Connecticut Department of Banking Commissioner Jorge Perez said, “I thank Governor Malloy and the co-chairs of the legislature’s Banking Committee for their continued and strong investment in Connecticut students – an investment that will pay meaningful dividends in the lives of so many. Helping students keep their focus on learning is what this legislation is all about.”
“With the signing of this bill, managing the costs of attending college just got a bit easier. CHESLA now is able to offer students the ability to refinance their loans and just announced new loans at a record-low rate of 4.95 percent, made possible by last year’s combination of the Connecticut Student Loan Foundation with CHESLA. These two organizations share a mission of ensuring access to higher education, and as the foundation’s past board chair, I believed it made perfect sense to use the foundation’s available assets to benefit our Connecticut college students,” State Treasurer Denise L. Nappier said. “September is College Savings Month, a good time to recognize that the strength of Connecticut’s economy depends on a well-educated and financially literate workforce. As a state, we must do our part to pave the path for success of the next generation as they gear up to compete in a global economy.”
“I am so proud that Connecticut is leading the way for college affordability by becoming the first state in the nation to create a Student Loan Bill of Rights,” House Majority Leader Joe Aresimowicz (D-Berlin, Southington) said. “Sixty-four percent of college graduates in our state have student loan debt, which is why it is so important that we continue to take measures to make college more affordable for students and their families.”
“This is truly groundbreaking legislation. The shackles of student debt prevent graduates from starting businesses, buying homes, even starting families. I am grateful to Governor Malloy for his support and proud that Connecticut is leading the nation-the first state to pass a Student Loan Bill of Rights,” State Representative Matt Lesser (D-Middletown), co-chair of the General Assembly’s Banking Committee, said.

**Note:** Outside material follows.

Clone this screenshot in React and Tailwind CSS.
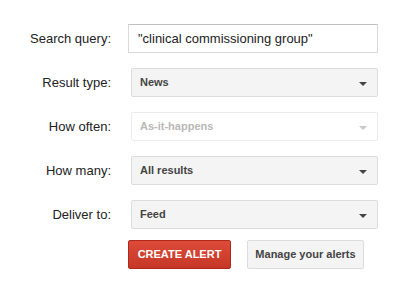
import React from "react";

function Arrow({ disabled }) {
  return (
    <span
      className={`absolute right-[10px] top-[13px] h-0 w-0 border-x-[4px] border-t-[4px] border-x-transparent ${
        disabled ? "border-t-[#c8c8c8]" : "border-t-[#444]"
      }`}
    />
  );
}

function Select({ value, disabled }) {
  return (
    <div
      className={`relative ml-[3px] flex h-[29px] w-[247px] items-center rounded-[2px] border pl-[8px] text-[11px] font-bold ${
        disabled
          ? "border-[#ececec] bg-white text-[#b8b8b8]"
          : "border-[#dcdcdc] bg-[#f4f4f4] text-[#444]"
      }`}
    >
      {value}
      <Arrow disabled={disabled} />
    </div>
  );
}

function Row({ label, children, className = "" }) {
  return (
    <div className={`flex items-center ${className}`}>
      <div className="w-[111px] text-right text-[13px] text-[#222]">{label}</div>
      <div className="ml-[17px]">{children}</div>
    </div>
  );
}

export default function App() {
  return (
    <div
      className="h-[285px] w-[408px] bg-white pt-[24px]"
      style={{ fontFamily: '"Liberation Sans", Arial, sans-serif' }}
    >
      <Row label="Search query:">
        <div className="flex h-[29px] w-[250px] items-center border border-[#d9d9d9] border-t-[#c0c0c0] pl-[9px] text-[13px] text-[#222]">
          "clinical commissioning group"
        </div>
      </Row>
      <Row label="Result type:" className="mt-[15px]">
        <Select value="News" />
      </Row>
      <Row label="How often:" className="mt-[15px]">
        <Select value="As-it-happens" disabled />
      </Row>
      <Row label="How many:" className="mt-[15px]">
        <Select value="All results" />
      </Row>
      <Row label="Deliver to:" className="mt-[15px]">
        <Select value="Feed" />
      </Row>
      <div className="mt-[11px] flex pl-[128px]">
        <button className="flex h-[29px] w-[103px] items-center justify-center rounded-[2px] border border-[#b0281a] bg-gradient-to-b from-[#dd4b39] to-[#c53727] text-[11px] font-bold text-white">
          CREATE ALERT
        </button>
        <button className="ml-[16px] flex h-[29px] w-[117px] items-center justify-center rounded-[2px] border border-[#dcdcdc] bg-[#f4f4f4] text-[11px] font-bold text-[#444]">
          Manage your alerts
        </button>
      </div>
    </div>
  );
}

Public Act 15-200 – An Act Concerning the Duties and Authority of the Connecticut Higher Education Supplemental Loan Authority
- Introduced by Governor Malloy, this new law will allow thousands of borrowers and holders of student debt around Connecticut, including those with loans from the Connecticut Higher Education Student Loan Authority (CHESLA) and other loans, to refinance their student loans at a significantly lower interest rate, effectively cutting their monthly payments and reducing the burden.
- This expanded ability to refinance applies to:
- Individuals who hold outstanding loans issued by CHESLA
- Students attending higher education institutions in Connecticut or who currently reside in Connecticut
- Parents who are paying loans on behalf of a student attending a higher education institution in Connecticut or who currently reside in Connecticut
- This refinancing is made possible by allowing CHESLA to issue bonds each year with the proceeds of that sale going to the refinancing.
Public Act 15-162 – An Act Concerning a Student Loan Bill of Rights
- This law will allow the Connecticut Department of Banking to exercise additional oversight and regulatory authority over every aspect of the student loan process by requiring the licensing of student loan servicers
- Student loan servicers are intimately involved in the administrative actions surrounding student loans, including the repayment process. Oversight of businesses and individuals who provide these services to lenders will further protect Connecticut citizens from unfair lending and collection practices.